## Task prompt
Print the listing in its entirety and exactly, leaving out images.

## Data section

--------------------

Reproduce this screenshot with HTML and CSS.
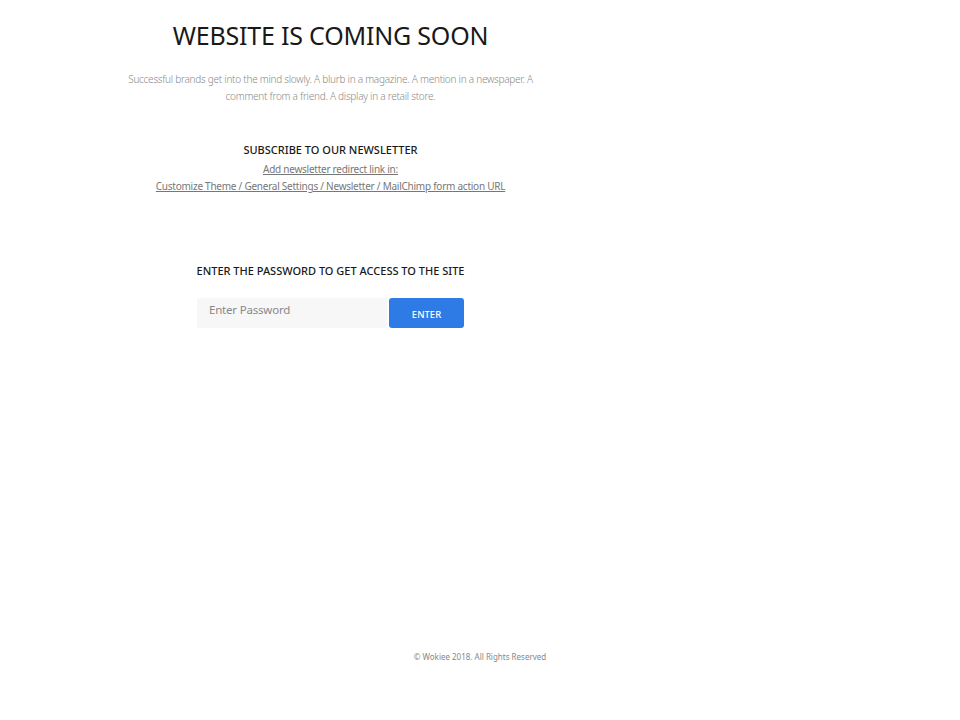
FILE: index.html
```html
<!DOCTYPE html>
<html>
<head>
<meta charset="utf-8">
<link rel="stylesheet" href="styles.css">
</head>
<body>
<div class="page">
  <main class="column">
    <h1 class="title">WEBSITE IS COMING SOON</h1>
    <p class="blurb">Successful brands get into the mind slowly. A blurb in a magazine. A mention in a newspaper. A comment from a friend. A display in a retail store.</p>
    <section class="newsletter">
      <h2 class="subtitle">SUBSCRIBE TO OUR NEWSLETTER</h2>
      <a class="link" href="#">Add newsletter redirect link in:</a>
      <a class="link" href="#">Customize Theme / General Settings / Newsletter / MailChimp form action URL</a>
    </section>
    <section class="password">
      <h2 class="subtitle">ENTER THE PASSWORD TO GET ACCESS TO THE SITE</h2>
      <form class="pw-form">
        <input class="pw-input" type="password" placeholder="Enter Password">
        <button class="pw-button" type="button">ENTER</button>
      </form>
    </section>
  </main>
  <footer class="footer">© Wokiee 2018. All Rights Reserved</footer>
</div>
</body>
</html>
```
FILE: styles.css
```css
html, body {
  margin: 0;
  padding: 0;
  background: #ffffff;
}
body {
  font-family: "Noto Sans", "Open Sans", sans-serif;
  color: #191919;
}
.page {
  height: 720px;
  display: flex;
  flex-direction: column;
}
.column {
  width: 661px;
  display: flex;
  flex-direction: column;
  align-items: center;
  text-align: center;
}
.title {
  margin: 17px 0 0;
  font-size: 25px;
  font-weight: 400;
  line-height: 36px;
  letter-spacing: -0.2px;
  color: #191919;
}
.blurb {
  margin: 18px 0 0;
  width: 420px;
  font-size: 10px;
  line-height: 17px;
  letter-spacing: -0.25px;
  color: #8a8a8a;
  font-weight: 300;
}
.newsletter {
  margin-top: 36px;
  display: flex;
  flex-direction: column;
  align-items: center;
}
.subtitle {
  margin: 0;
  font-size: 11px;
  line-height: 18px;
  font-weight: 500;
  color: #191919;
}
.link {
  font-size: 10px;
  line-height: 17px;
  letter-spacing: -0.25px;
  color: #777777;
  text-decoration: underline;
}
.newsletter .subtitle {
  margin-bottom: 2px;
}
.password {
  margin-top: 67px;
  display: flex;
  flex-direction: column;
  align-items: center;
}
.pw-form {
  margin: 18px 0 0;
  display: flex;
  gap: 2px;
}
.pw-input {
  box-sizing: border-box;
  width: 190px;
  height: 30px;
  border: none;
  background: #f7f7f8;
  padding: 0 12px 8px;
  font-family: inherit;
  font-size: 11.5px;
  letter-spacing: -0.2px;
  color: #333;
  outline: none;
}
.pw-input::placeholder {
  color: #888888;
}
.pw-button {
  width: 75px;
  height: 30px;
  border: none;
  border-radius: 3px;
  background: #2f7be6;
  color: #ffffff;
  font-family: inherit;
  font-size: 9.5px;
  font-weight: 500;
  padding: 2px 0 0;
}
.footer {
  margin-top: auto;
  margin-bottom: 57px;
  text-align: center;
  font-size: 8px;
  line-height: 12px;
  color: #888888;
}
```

--------------------

## Result below
Reproduce this screenshot with HTML and CSS.
FILE: index.html
```html
<!DOCTYPE html>
<html>
<head>
<meta charset="utf-8">
<link rel="stylesheet" href="styles.css">
</head>
<body>
<div class="page">
  <main class="column">
    <h1 class="title">WEBSITE IS COMING SOON</h1>
    <p class="blurb">Successful brands get into the mind slowly. A blurb in a magazine. A mention in a newspaper. A comment from a friend. A display in a retail store.</p>
    <section class="newsletter">
      <h2 class="subtitle">SUBSCRIBE TO OUR NEWSLETTER</h2>
      <a class="link" href="#">Add newsletter redirect link in:</a>
      <a class="link" href="#">Customize Theme / General Settings / Newsletter / MailChimp form action URL</a>
    </section>
    <section class="password">
      <h2 class="subtitle">ENTER THE PASSWORD TO GET ACCESS TO THE SITE</h2>
      <form class="pw-form">
        <input class="pw-input" type="password" placeholder="Enter Password">
        <button class="pw-button" type="button">ENTER</button>
      </form>
    </section>
  </main>
  <footer class="footer">© Wokiee 2018. All Rights Reserved</footer>
</div>
</body>
</html>
```
FILE: styles.css
```css
html, body {
  margin: 0;
  padding: 0;
  background: #ffffff;
}
body {
  font-family: "Noto Sans", "Open Sans", sans-serif;
  color: #191919;
}
.page {
  height: 720px;
  display: flex;
  flex-direction: column;
}
.column {
  width: 661px;
  display: flex;
  flex-direction: column;
  align-items: center;
  text-align: center;
}
.title {
  margin: 17px 0 0;
  font-size: 25px;
  font-weight: 400;
  line-height: 36px;
  letter-spacing: -0.2px;
  color: #191919;
}
.blurb {
  margin: 18px 0 0;
  width: 420px;
  font-size: 10px;
  line-height: 17px;
  letter-spacing: -0.25px;
  color: #8a8a8a;
  font-weight: 300;
}
.newsletter {
  margin-top: 36px;
  display: flex;
  flex-direction: column;
  align-items: center;
}
.subtitle {
  margin: 0;
  font-size: 11px;
  line-height: 18px;
  font-weight: 500;
  color: #191919;
}
.link {
  font-size: 10px;
  line-height: 17px;
  letter-spacing: -0.25px;
  color: #777777;
  text-decoration: underline;
}
.newsletter .subtitle {
  margin-bottom: 2px;
}
.password {
  margin-top: 67px;
  display: flex;
  flex-direction: column;
  align-items: center;
}
.pw-form {
  margin: 18px 0 0;
  display: flex;
  gap: 2px;
}
.pw-input {
  box-sizing: border-box;
  width: 190px;
  height: 30px;
  border: none;
  background: #f7f7f8;
  padding: 0 12px 8px;
  font-family: inherit;
  font-size: 11.5px;
  letter-spacing: -0.2px;
  color: #333;
  outline: none;
}
.pw-input::placeholder {
  color: #888888;
}
.pw-button {
  width: 75px;
  height: 30px;
  border: none;
  border-radius: 3px;
  background: #2f7be6;
  color: #ffffff;
  font-family: inherit;
  font-size: 9.5px;
  font-weight: 500;
  padding: 2px 0 0;
}
.footer {
  margin-top: auto;
  margin-bottom: 57px;
  text-align: center;
  font-size: 8px;
  line-height: 12px;
  color: #888888;
}
```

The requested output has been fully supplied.